Now it seems to me that New Zealand basically floats by in the middle, paying poor incomes and taxing at rates that dont allow the govt to provide fully comprehensive services.

I think its time to go one way or another.

Mark   #127   05:09 pm Aug 18 2009

Tim #43: I'm with you. We're a Joe-average family and get a bit from WFF but it all helps. If there are others who earn more and still able to fiddle the system it doesn't really bother me. While it doesn't seem fair its nothing new. Like cj6 #1, I had a friend at uni who had cash coming out of every orifice because his family's business paid all their family expenses and they technically got nothing.
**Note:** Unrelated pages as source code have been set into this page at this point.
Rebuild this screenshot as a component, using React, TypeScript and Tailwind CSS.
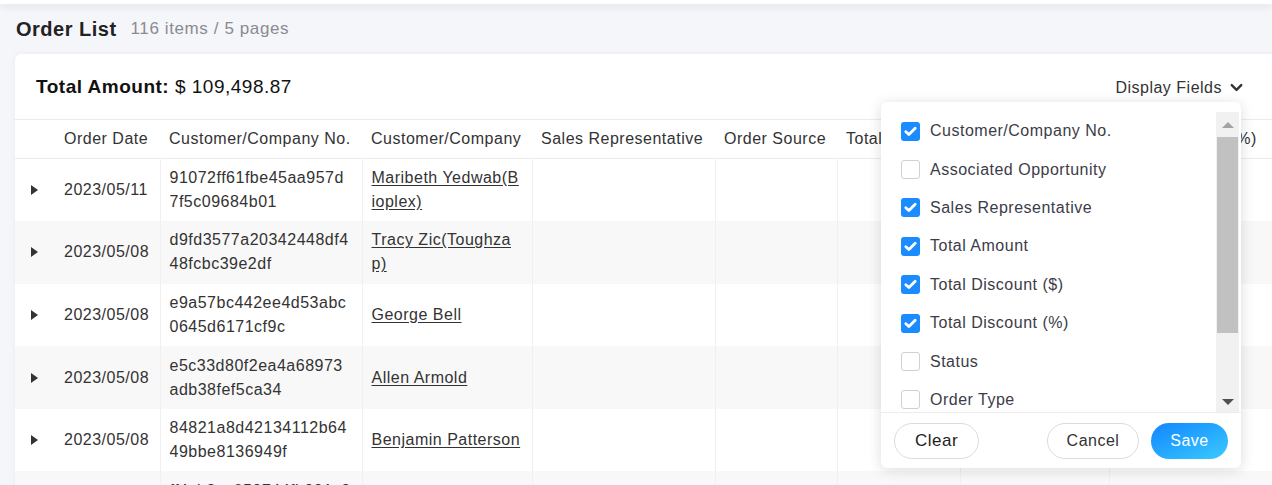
import { ChevronDown } from 'lucide-react';

type Order = { date: string; no: string[]; name: string[] };

const orders: Order[] = [
  { date: '2023/05/11', no: ['91072ff61fbe45aa957d', '7f5c09684b01'], name: ['Maribeth Yedwab(B', 'ioplex)'] },
  { date: '2023/05/08', no: ['d9fd3577a20342448df4', '48fcbc39e2df'], name: ['Tracy Zic(Toughza', 'p)'] },
  { date: '2023/05/08', no: ['e9a57bc442ee4d53abc', '0645d6171cf9c'], name: ['George Bell'] },
  { date: '2023/05/08', no: ['e5c33d80f2ea4a68973', 'adb38fef5ca34'], name: ['Allen Armold'] },
  { date: '2023/05/08', no: ['84821a8d42134112b64', '49bbe8136949f'], name: ['Benjamin Patterson'] },
  { date: '2023/05/08', no: ['ff4cb8ce059744fb991c9', '2d8e1a07b3f4'], name: ['Lisa Wong'] },
];

const columns = [
  'Order Date',
  'Customer/Company No.',
  'Customer/Company',
  'Sales Representative',
  'Order Source',
  'Total Amount',
  'Total Discount ($)',
  'Total Discount (%)',
];

const fields = [
  { label: 'Customer/Company No.', on: true },
  { label: 'Associated Opportunity', on: false },
  { label: 'Sales Representative', on: true },
  { label: 'Total Amount', on: true },
  { label: 'Total Discount ($)', on: true },
  { label: 'Total Discount (%)', on: true },
  { label: 'Status', on: false },
  { label: 'Order Type', on: false },
  { label: 'Payment Status', on: false },
];

function Checkbox({ on }: { on: boolean }) {
  if (!on) {
    return <span className="h-[19px] w-[19px] shrink-0 rounded-[3px] border border-[#d0d0d5] bg-white" />;
  }
  return (
    <span className="flex h-[19px] w-[19px] shrink-0 items-center justify-center rounded-[3px] bg-[#1a8cff]">
      <svg viewBox="0 0 16 16" className="h-[15px] w-[15px]" fill="none" stroke="white" strokeWidth="3" strokeLinecap="round" strokeLinejoin="round">
        <path d="M3 8.2l3.3 3.1L13 4.6" />
      </svg>
    </span>
  );
}

function DisplayFieldsMenu() {
  return (
    <div className="absolute left-[866px] top-[48px] flex h-[366px] w-[360px] flex-col rounded-md bg-white shadow-[0_2px_14px_rgba(0,0,0,0.14)]">
      <div className="flex h-[310px] pt-[10px]">
        <ul className="flex-1 overflow-hidden">
          {fields.map((f) => (
            <li key={f.label} className="flex h-[38.4px] items-center gap-[10px] pl-[20px] text-[16px] text-[#3c3c48]">
              <Checkbox on={f.on} />
              <span>{f.label}</span>
            </li>
          ))}
        </ul>
        {/* fake native scrollbar */}
        <div className="mr-[2px] flex w-[23px] flex-col items-center bg-[#f1f1f1]">
          <div className="flex h-[25px] items-center justify-center">
            <span className="h-0 w-0 border-x-[6px] border-b-[6px] border-x-transparent border-b-[#a3a3a3]" />
          </div>
          <div className="h-[196px] w-[21px] bg-[#c1c1c1]" />
          <div className="flex flex-1 items-end justify-center pb-[7px]">
            <span className="h-0 w-0 border-x-[6px] border-t-[6px] border-x-transparent border-t-[#505050]" />
          </div>
        </div>
      </div>
      <div className="flex flex-1 items-center border-t border-[#ececec] px-[13px]">
        <button className="h-[36px] w-[85px] rounded-full border border-[#dcdcdc] bg-white text-[17px] text-[#222]">Clear</button>
        <button className="ml-auto h-[36px] w-[92px] rounded-full border border-[#dcdcdc] bg-white text-[16px] text-[#333]">Cancel</button>
        <button className="ml-[12px] h-[36px] w-[77px] rounded-full bg-gradient-to-br from-[#1585ff] to-[#3ccaff] text-[16px] text-white">Save</button>
      </div>
    </div>
  );
}

export default function App() {
  return (
    <div className="relative h-[485px] w-[1272px] overflow-hidden bg-[#f5f6fa] font-['Liberation_Sans',Arial,sans-serif] tracking-[0.5px] text-[#333]">
      <div className="h-[4px] bg-white shadow-[0_2px_8px_rgba(0,0,0,0.12)]" />

      <div className="flex h-[50px] items-center gap-[14px] pl-[16px]">
        <h1 className="text-[20px] font-bold tracking-[0.5px] text-[#222]">Order List</h1>
        <span className="text-[17px] tracking-[0.6px] text-[#8a8a92]">116 items / 5 pages</span>
      </div>

      <div className="relative ml-[15px] w-[1290px] rounded-l-md bg-white shadow-[0_0_6px_rgba(0,0,0,0.05)]">
        <div className="flex h-[65px] items-center pl-[21px] pr-[59px] pt-[2px]">
          <p className="text-[19px] text-[#111]">
            <span className="font-bold">Total Amount:</span> $ 109,498.87
          </p>
          <button className="ml-auto flex items-center gap-[5px] text-[16px] text-[#333]">
            Display Fields
            <ChevronDown className="h-[19px] w-[19px]" strokeWidth={3} />
          </button>
        </div>

        <table className="w-full table-fixed border-collapse text-left text-[16px]">
          <colgroup>
            <col className="w-[40px]" />
            <col className="w-[105px]" />
            <col className="w-[202px]" />
            <col className="w-[170px]" />
            <col className="w-[183px]" />
            <col className="w-[122px]" />
            <col className="w-[123px]" />
            <col className="w-[149px]" />
            <col />
          </colgroup>
          <thead>
            <tr className="h-[39px] border-y border-[#ebebeb]">
              <th />
              {columns.map((c) => (
                <th key={c} className="whitespace-nowrap px-[9px] font-normal text-[#333]">
                  {c}
                </th>
              ))}
            </tr>
          </thead>
          <tbody>
            {orders.map((o, i) => (
              <tr key={i} className={`h-[62.6px] ${i % 2 ? 'bg-[#f8f8f8]' : 'bg-white'}`}>
                <td className="pl-[16px]">
                  <span className="block h-0 w-0 border-y-[5px] border-l-[7px] border-y-transparent border-l-[#333]" />
                </td>
                <td className="px-[9px] text-[#333]">{o.date}</td>
                <td className="border-l border-[#f0f0f0] px-[9px] leading-[24px] text-[#333]">
                  {o.no.map((l) => (
                    <span key={l} className="block">{l}</span>
                  ))}
                </td>
                <td className="border-l border-[#f0f0f0] px-[9px] leading-[24px] text-[#333]">
                  {o.name.map((l) => (
                    <span key={l} className="block underline underline-offset-2">{l}</span>
                  ))}
                </td>
                <td className="border-l border-[#f0f0f0]" />
                <td className="border-l border-[#f0f0f0]" />
                <td className="border-l border-[#f0f0f0]" />
                <td className="border-l border-[#f0f0f0]" />
                <td className="border-l border-[#f0f0f0]" />
              </tr>
            ))}
          </tbody>
        </table>

        <DisplayFieldsMenu />
      </div>
    </div>
  );
}
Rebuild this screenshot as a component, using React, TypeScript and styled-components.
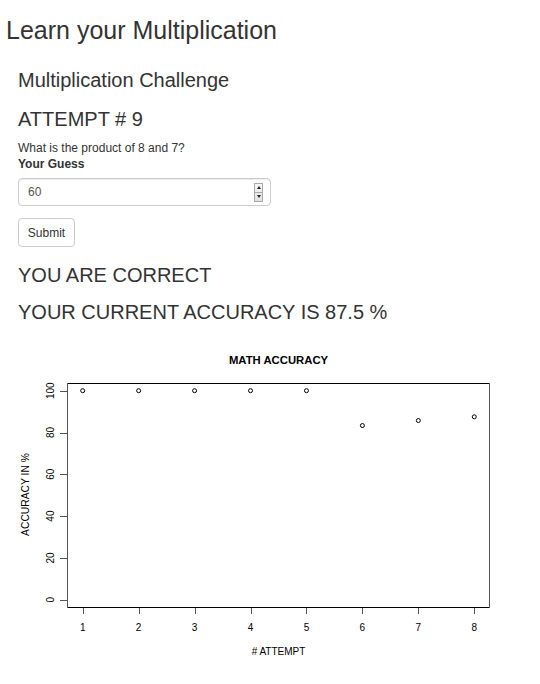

He got full student allowance plus whatever his parents gave him. was kind of frustrating but I suspect anyone else would do the same.

Rodney V   #126   04:27 pm Aug 18 2009

Make them pay back every cent, with interest!!!!!!

Pete   #125   04:12 pm Aug 18 2009

This is the bill that went to court because it discriminated against the poor families who weren't eligible for it and was suggested as such. Yet Labour used it to buy votes. The whole bill is a loophole and it should be scrapped.